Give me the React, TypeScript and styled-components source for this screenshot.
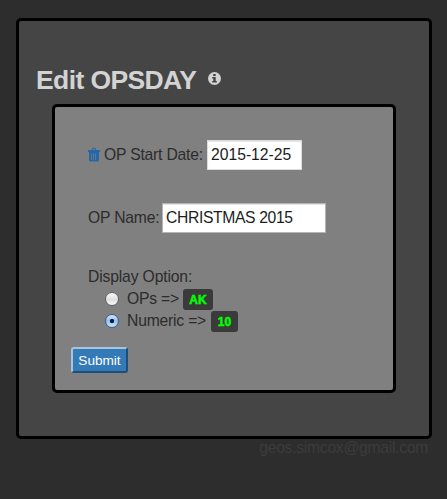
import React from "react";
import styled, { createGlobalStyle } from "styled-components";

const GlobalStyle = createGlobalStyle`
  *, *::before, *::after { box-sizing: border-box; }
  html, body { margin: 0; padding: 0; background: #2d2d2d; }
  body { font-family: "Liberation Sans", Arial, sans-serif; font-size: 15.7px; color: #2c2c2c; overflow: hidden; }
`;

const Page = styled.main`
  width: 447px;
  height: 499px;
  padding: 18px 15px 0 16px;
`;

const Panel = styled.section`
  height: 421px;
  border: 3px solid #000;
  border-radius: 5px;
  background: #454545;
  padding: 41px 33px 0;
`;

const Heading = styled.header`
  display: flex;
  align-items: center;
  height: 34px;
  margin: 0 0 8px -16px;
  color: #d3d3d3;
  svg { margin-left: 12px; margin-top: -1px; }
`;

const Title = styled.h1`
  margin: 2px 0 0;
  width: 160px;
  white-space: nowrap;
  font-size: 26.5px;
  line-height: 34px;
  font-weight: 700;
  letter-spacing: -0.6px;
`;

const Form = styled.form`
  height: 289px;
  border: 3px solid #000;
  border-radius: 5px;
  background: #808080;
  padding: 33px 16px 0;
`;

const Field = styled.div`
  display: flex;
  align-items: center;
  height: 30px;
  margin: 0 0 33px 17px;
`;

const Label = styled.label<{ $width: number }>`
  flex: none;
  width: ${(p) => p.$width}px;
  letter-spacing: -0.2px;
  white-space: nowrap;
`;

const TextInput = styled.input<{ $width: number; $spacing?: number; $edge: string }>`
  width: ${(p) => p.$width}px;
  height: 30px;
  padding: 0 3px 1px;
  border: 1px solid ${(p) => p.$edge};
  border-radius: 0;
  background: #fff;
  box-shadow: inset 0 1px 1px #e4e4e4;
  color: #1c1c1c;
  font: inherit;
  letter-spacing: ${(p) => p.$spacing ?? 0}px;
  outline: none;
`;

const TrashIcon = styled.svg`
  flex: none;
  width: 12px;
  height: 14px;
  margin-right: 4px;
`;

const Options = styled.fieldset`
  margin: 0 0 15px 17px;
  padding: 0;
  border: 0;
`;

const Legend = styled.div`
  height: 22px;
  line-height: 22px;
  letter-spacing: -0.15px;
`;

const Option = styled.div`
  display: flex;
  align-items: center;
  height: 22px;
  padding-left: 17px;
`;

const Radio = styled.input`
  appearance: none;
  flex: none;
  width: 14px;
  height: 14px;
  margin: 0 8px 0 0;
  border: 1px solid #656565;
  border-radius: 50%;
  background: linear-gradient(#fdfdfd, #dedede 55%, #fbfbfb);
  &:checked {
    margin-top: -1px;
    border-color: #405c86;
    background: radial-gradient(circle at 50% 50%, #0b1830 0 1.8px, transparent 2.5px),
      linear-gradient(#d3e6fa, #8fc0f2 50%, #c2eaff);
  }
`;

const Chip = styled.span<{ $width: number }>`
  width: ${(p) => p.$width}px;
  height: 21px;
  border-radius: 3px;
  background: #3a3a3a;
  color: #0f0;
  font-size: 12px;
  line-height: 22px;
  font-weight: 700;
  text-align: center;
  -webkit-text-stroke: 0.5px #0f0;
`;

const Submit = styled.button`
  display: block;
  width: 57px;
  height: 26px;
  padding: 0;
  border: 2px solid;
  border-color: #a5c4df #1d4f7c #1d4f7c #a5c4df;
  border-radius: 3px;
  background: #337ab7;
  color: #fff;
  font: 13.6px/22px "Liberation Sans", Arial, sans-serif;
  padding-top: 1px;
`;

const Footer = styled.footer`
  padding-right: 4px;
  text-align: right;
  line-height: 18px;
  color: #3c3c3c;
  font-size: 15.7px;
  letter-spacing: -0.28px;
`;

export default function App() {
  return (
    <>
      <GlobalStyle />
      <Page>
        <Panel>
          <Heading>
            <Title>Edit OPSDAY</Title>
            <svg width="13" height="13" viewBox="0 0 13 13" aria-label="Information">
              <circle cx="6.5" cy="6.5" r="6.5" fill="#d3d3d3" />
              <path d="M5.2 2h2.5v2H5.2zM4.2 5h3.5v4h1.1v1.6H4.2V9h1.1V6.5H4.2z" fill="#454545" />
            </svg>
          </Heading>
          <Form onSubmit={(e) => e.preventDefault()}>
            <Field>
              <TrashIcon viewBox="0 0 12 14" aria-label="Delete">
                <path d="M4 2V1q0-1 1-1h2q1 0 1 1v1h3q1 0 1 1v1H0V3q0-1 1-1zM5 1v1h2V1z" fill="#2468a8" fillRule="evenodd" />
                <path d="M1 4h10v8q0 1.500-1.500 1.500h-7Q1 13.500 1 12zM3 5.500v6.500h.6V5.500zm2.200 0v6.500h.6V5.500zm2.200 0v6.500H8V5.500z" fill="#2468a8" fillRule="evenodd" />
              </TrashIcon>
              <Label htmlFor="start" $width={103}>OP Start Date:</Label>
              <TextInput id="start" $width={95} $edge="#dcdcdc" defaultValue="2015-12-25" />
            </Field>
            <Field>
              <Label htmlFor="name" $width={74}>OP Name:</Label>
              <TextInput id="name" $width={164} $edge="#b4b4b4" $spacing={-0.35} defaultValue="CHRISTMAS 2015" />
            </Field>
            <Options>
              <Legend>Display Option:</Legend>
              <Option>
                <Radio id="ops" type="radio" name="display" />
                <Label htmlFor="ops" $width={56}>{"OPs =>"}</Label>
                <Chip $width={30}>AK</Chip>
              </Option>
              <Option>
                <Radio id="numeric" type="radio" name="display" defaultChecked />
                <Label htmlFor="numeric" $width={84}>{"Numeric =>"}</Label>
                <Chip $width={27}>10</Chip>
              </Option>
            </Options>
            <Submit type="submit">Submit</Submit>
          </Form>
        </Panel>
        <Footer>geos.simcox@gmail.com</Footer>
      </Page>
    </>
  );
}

——

• [WHAT NEEDS TO BE DONE]: Word for word, quote the full listing, omitting every picture.

• [ANSWER TO THE EXERCISE]:
Give me the React, TypeScript and styled-components source for this screenshot.
import React from "react";
import styled, { createGlobalStyle } from "styled-components";

const GlobalStyle = createGlobalStyle`
  *, *::before, *::after { box-sizing: border-box; }
  html, body { margin: 0; padding: 0; background: #2d2d2d; }
  body { font-family: "Liberation Sans", Arial, sans-serif; font-size: 15.7px; color: #2c2c2c; overflow: hidden; }
`;

const Page = styled.main`
  width: 447px;
  height: 499px;
  padding: 18px 15px 0 16px;
`;

const Panel = styled.section`
  height: 421px;
  border: 3px solid #000;
  border-radius: 5px;
  background: #454545;
  padding: 41px 33px 0;
`;

const Heading = styled.header`
  display: flex;
  align-items: center;
  height: 34px;
  margin: 0 0 8px -16px;
  color: #d3d3d3;
  svg { margin-left: 12px; margin-top: -1px; }
`;

const Title = styled.h1`
  margin: 2px 0 0;
  width: 160px;
  white-space: nowrap;
  font-size: 26.5px;
  line-height: 34px;
  font-weight: 700;
  letter-spacing: -0.6px;
`;

const Form = styled.form`
  height: 289px;
  border: 3px solid #000;
  border-radius: 5px;
  background: #808080;
  padding: 33px 16px 0;
`;

const Field = styled.div`
  display: flex;
  align-items: center;
  height: 30px;
  margin: 0 0 33px 17px;
`;

const Label = styled.label<{ $width: number }>`
  flex: none;
  width: ${(p) => p.$width}px;
  letter-spacing: -0.2px;
  white-space: nowrap;
`;

const TextInput = styled.input<{ $width: number; $spacing?: number; $edge: string }>`
  width: ${(p) => p.$width}px;
  height: 30px;
  padding: 0 3px 1px;
  border: 1px solid ${(p) => p.$edge};
  border-radius: 0;
  background: #fff;
  box-shadow: inset 0 1px 1px #e4e4e4;
  color: #1c1c1c;
  font: inherit;
  letter-spacing: ${(p) => p.$spacing ?? 0}px;
  outline: none;
`;

const TrashIcon = styled.svg`
  flex: none;
  width: 12px;
  height: 14px;
  margin-right: 4px;
`;

const Options = styled.fieldset`
  margin: 0 0 15px 17px;
  padding: 0;
  border: 0;
`;

const Legend = styled.div`
  height: 22px;
  line-height: 22px;
  letter-spacing: -0.15px;
`;

const Option = styled.div`
  display: flex;
  align-items: center;
  height: 22px;
  padding-left: 17px;
`;

const Radio = styled.input`
  appearance: none;
  flex: none;
  width: 14px;
  height: 14px;
  margin: 0 8px 0 0;
  border: 1px solid #656565;
  border-radius: 50%;
  background: linear-gradient(#fdfdfd, #dedede 55%, #fbfbfb);
  &:checked {
    margin-top: -1px;
    border-color: #405c86;
    background: radial-gradient(circle at 50% 50%, #0b1830 0 1.8px, transparent 2.5px),
      linear-gradient(#d3e6fa, #8fc0f2 50%, #c2eaff);
  }
`;

const Chip = styled.span<{ $width: number }>`
  width: ${(p) => p.$width}px;
  height: 21px;
  border-radius: 3px;
  background: #3a3a3a;
  color: #0f0;
  font-size: 12px;
  line-height: 22px;
  font-weight: 700;
  text-align: center;
  -webkit-text-stroke: 0.5px #0f0;
`;

const Submit = styled.button`
  display: block;
  width: 57px;
  height: 26px;
  padding: 0;
  border: 2px solid;
  border-color: #a5c4df #1d4f7c #1d4f7c #a5c4df;
  border-radius: 3px;
  background: #337ab7;
  color: #fff;
  font: 13.6px/22px "Liberation Sans", Arial, sans-serif;
  padding-top: 1px;
`;

const Footer = styled.footer`
  padding-right: 4px;
  text-align: right;
  line-height: 18px;
  color: #3c3c3c;
  font-size: 15.7px;
  letter-spacing: -0.28px;
`;

export default function App() {
  return (
    <>
      <GlobalStyle />
      <Page>
        <Panel>
          <Heading>
            <Title>Edit OPSDAY</Title>
            <svg width="13" height="13" viewBox="0 0 13 13" aria-label="Information">
              <circle cx="6.5" cy="6.5" r="6.5" fill="#d3d3d3" />
              <path d="M5.2 2h2.5v2H5.2zM4.2 5h3.5v4h1.1v1.6H4.2V9h1.1V6.5H4.2z" fill="#454545" />
            </svg>
          </Heading>
          <Form onSubmit={(e) => e.preventDefault()}>
            <Field>
              <TrashIcon viewBox="0 0 12 14" aria-label="Delete">
                <path d="M4 2V1q0-1 1-1h2q1 0 1 1v1h3q1 0 1 1v1H0V3q0-1 1-1zM5 1v1h2V1z" fill="#2468a8" fillRule="evenodd" />
                <path d="M1 4h10v8q0 1.500-1.500 1.500h-7Q1 13.500 1 12zM3 5.500v6.500h.6V5.500zm2.200 0v6.500h.6V5.500zm2.200 0v6.500H8V5.500z" fill="#2468a8" fillRule="evenodd" />
              </TrashIcon>
              <Label htmlFor="start" $width={103}>OP Start Date:</Label>
              <TextInput id="start" $width={95} $edge="#dcdcdc" defaultValue="2015-12-25" />
            </Field>
            <Field>
              <Label htmlFor="name" $width={74}>OP Name:</Label>
              <TextInput id="name" $width={164} $edge="#b4b4b4" $spacing={-0.35} defaultValue="CHRISTMAS 2015" />
            </Field>
            <Options>
              <Legend>Display Option:</Legend>
              <Option>
                <Radio id="ops" type="radio" name="display" />
                <Label htmlFor="ops" $width={56}>{"OPs =>"}</Label>
                <Chip $width={30}>AK</Chip>
              </Option>
              <Option>
                <Radio id="numeric" type="radio" name="display" defaultChecked />
                <Label htmlFor="numeric" $width={84}>{"Numeric =>"}</Label>
                <Chip $width={27}>10</Chip>
              </Option>
            </Options>
            <Submit type="submit">Submit</Submit>
          </Form>
        </Panel>
        <Footer>geos.simcox@gmail.com</Footer>
      </Page>
    </>
  );
}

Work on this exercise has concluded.